Kampfgruppe Maucke’s objective was to break through to Bastogne and to achieve that it had to reach the road that led to the town through Champs and Hemroulle. In fact Maucke split his force, with most of the tanks and panzergrenadiers directed towards Hemroulle and the rest towards Champs to attack the US Paras defending the village from the rear. Below is the view a German attacker from the former group might have seen through his tank periscope. In Battle Map terms it’s taken from the end of the short track and facing towards Hemroulle. The buildings you can see are part of a farm, with Hemroulle beyond them in the distance. The sparse line of trees to the left marks the edge of the road that runs south from Champs towards Bastogne. Behind is the edge of the denser woodland where the airborne troops and 2 tank destroyers made their final stand, successfully ambushing a line of Pz IVs and assault guns as they headed down the road. The official history suggests that this was after the tanks had tried and failed to break through Hemroulle and were heading north, back down the road, to help capture Champs. The above mentioned photo in Jean Pallud’s book seems to bear this out, showing knocked out German AFVs facing towards Champs.

This shot also gives some idea of what faced both sides on Christmas morning 1944. The Glider Infantry defenders were huddled in freezing foxholes they’d probably had to ‘dig’ with explosives. The attackers had the advantage of few obstacles to obstruct their tanks and assault guns, but they had to advance over open fields where they stood out like sore thumbs against the snow.

If we turn anticlockwise a few degrees and look eastwards back down the track you can see that this might have offered a more attractive route to the road, marked in the next photo by our parked car in the middle distance. In accounts of the battle some of Maucke’s tanks are described as using a cart track on their approach to the Champs – Hemroulle road and this may well be it. Follow the road seen disappearing into the distance and you reach the US 502nd Parachute Regiment’s HQ at Chateau Rolley.

The Chateau is pictured in the Champs scenario, but the view below also shows the entrance, via a gateway through surrounding outbuildings. In the event, when word came that panzers had been spotted nearby the CO – Lieutenant Colonel Chappuis – ordered all the HQ personnel bar himself and two others to leave the Chateau and take up defensive positions outside. In common with the rest of the units defending the Bastogne perimeter during the siege, HQs as well as artillery positions and supply dumps were perilously close to the front and vulnerable to sudden attacks by armour or infiltrating infantry. In this area it included the 155mm guns of 755th Field Artillery Battalion, one battery of which is included in the scenario’s US orbat. After-action reports describe how the guns were unable to fire on the German tanks moving through their positions because they were too close. The gunners instead manned machine guns to take on the attackers.

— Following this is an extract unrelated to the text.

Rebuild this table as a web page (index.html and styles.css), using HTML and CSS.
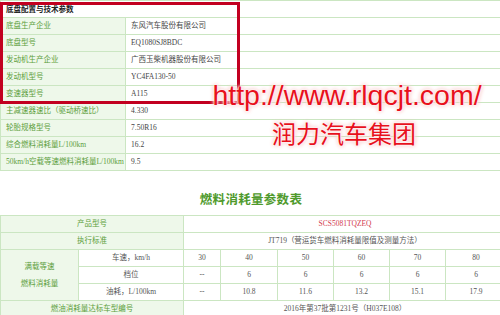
FILE: index.html
```html
<!DOCTYPE html>
<html lang="zh">
<head>
<meta charset="utf-8">
<title>底盘配置与技术参数</title>
<link rel="stylesheet" href="styles.css">
</head>
<body>
<div class="page">
  <table class="spec">
    <colgroup><col class="c-label"><col class="c-value"></colgroup>
    <tr class="head"><td colspan="2">底盘配置与技术参数</td></tr>
    <tr><td class="lbl">底盘生产企业</td><td class="val">东风汽车股份有限公司</td></tr>
    <tr><td class="lbl">底盘型号</td><td class="val">EQ1080SJ8BDC</td></tr>
    <tr><td class="lbl">发动机生产企业</td><td class="val">广西玉柴机器股份有限公司</td></tr>
    <tr><td class="lbl">发动机型号</td><td class="val">YC4FA130-50</td></tr>
    <tr><td class="lbl">变速器型号</td><td class="val">A115</td></tr>
    <tr><td class="lbl">主减速器速比（驱动桥速比）</td><td class="val">4.330</td></tr>
    <tr><td class="lbl">轮胎规格型号</td><td class="val">7.50R16</td></tr>
    <tr><td class="lbl">综合燃料消耗量L/100km</td><td class="val">16.2</td></tr>
    <tr><td class="lbl">50km/h空载等速燃料消耗量L/100km</td><td class="val">9.5</td></tr>
  </table>

  <h2 class="title">燃料消耗量参数表</h2>

  <table class="fuel">
    <colgroup>
      <col class="f1"><col class="f2"><col class="f3"><col class="f4"><col class="f4"><col class="f4"><col class="f4"><col class="f5">
    </colgroup>
    <tr><td colspan="2" class="lbl">产品型号</td><td colspan="6" class="red">SCS5081TQZEQ</td></tr>
    <tr><td colspan="2" class="lbl">执行标准</td><td colspan="6">JT719（营运货车燃料消耗量限值及测量方法）</td></tr>
    <tr><td rowspan="3" class="lbl multi">满载等速<br>燃料消耗量</td><td>车速，km/h</td><td>30</td><td>40</td><td>50</td><td>60</td><td>70</td><td>80</td></tr>
    <tr><td>档位</td><td>--</td><td>6</td><td>6</td><td>6</td><td>6</td><td>6</td></tr>
    <tr><td>油耗，L/100km</td><td>--</td><td>10.8</td><td>11.6</td><td>13.2</td><td>15.1</td><td>17.9</td></tr>
    <tr><td colspan="2" class="lbl">燃油消耗量达标车型编号</td><td colspan="6">2016年第37批第1231号（H037E108）</td></tr>
  </table>

  <div class="redbox"></div>
  <div class="mark">
    <div class="url">http://www.rlqcjt.com/</div>
    <div class="brand">润力汽车集团</div>
  </div>
</div>
</body>
</html>
```

FILE: styles.css
```css
html, body {
  margin: 0;
  padding: 0;
  background: #fff;
  overflow: hidden;
}
.page {
  position: relative;
  width: 506px;
  height: 315px;
  overflow: hidden;
  font-family: "Liberation Serif", "Noto Sans CJK SC", serif;
  font-size: 7.5px;
  color: #4a4a4a;
}
table {
  border-collapse: collapse;
  table-layout: fixed;
  width: 506px;
}
td {
  border: 1px solid #cbe6c2;
  padding: 0;
  height: 16px;
  line-height: 16px;
  white-space: nowrap;
  overflow: hidden;
}
.c-label { width: 125px; }
.spec .head td {
  font-family: "Noto Sans CJK SC", sans-serif;
  font-weight: bold;
  color: #222;
  padding-left: 5px;
}
.spec .lbl {
  background: #eef8ea;
  color: #5d9e3c;
  padding-left: 5px;
}
.spec .val {
  padding-left: 5px;
  color: #444;
}
.title {
  margin: 0;
  height: 44px;
  box-sizing: border-box;
  display: flex;
  align-items: flex-end;
  justify-content: center;
  padding: 0 4px 9px 0;
  line-height: 14px;
  font-family: "Noto Sans CJK SC", sans-serif;
  font-size: 12.5px;
  font-weight: bold;
  color: #4f9a2c;
  letter-spacing: 0.3px;
}
.fuel td {
  text-align: center;
  color: #555;
}
.fuel .lbl {
  background: #eef8ea;
  color: #5d9e3c;
}
.fuel .multi {
  line-height: 17px;
}
.fuel .red {
  color: #d23a4e;
}
.f1 { width: 78px; }
.f2 { width: 105px; }
.f3 { width: 37px; }
.f4 { width: 56px; }
.f5 { width: 61px; }
.fuel col:nth-child(4) { width: 57px; }

.redbox {
  position: absolute;
  left: 0;
  top: 2px;
  width: 234px;
  height: 96px;
  border: 3px solid #c20020;
}
.mark {
  position: absolute;
  left: 210px;
  top: 78px;
  width: 274px;
  color: #e8101c;
  font-family: "Liberation Sans", "Noto Sans CJK SC", sans-serif;
  text-shadow: 0 0 2px #fff, 0 0 3px #fff, 0 0 4px #f7b5b5, 0 0 5px #f9c8c8;
}
.url {
  font-size: 28.5px;
  line-height: 34px;
  white-space: nowrap;
  text-align: center;
}
.brand {
  font-family: "Noto Sans CJK SC", sans-serif;
  font-size: 24px;
  line-height: 30px;
  margin: 6px 0 0 62px;
}
```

The American airborne troops were desperate to stop the Germans reaching Hemroulle. The shot of the village below is the one featured in our ‘Bulge’ book. It was taken from the middle of the road on the Bastogne-side of the village and you can see the sharp bends have been ‘ironed’ out in the scaling down process for the Battle Map.  If this village had been captured there was precious little between the German forces and the town centre 2 miles away. Not only that, but the headquarters of 101st Airborne Division was situated at the point where this road entered Bastogne, at the old Belgian Army Heintz Barracks. The barracks are pictured below, still under military control and substantially unchanged since General McAuliffe – the 101st’s artillery commander – masterminded the defence of Bastogne.

In the end the battle for Champs was an unmitigated disaster for the German besiegers. It was also a disaster for Bastogne, as the enemy forces preceded the attack with 2 nights of bombing by low-flying JU 88s, ostensibly to soft up the defences. This destroyed many buildings that had survived the constant artillery fire, but more importantly killed many civilians and wounded US troops being treated in one of the town’s churches – an incident portrayed in the TV series ‘Band of Brothers’.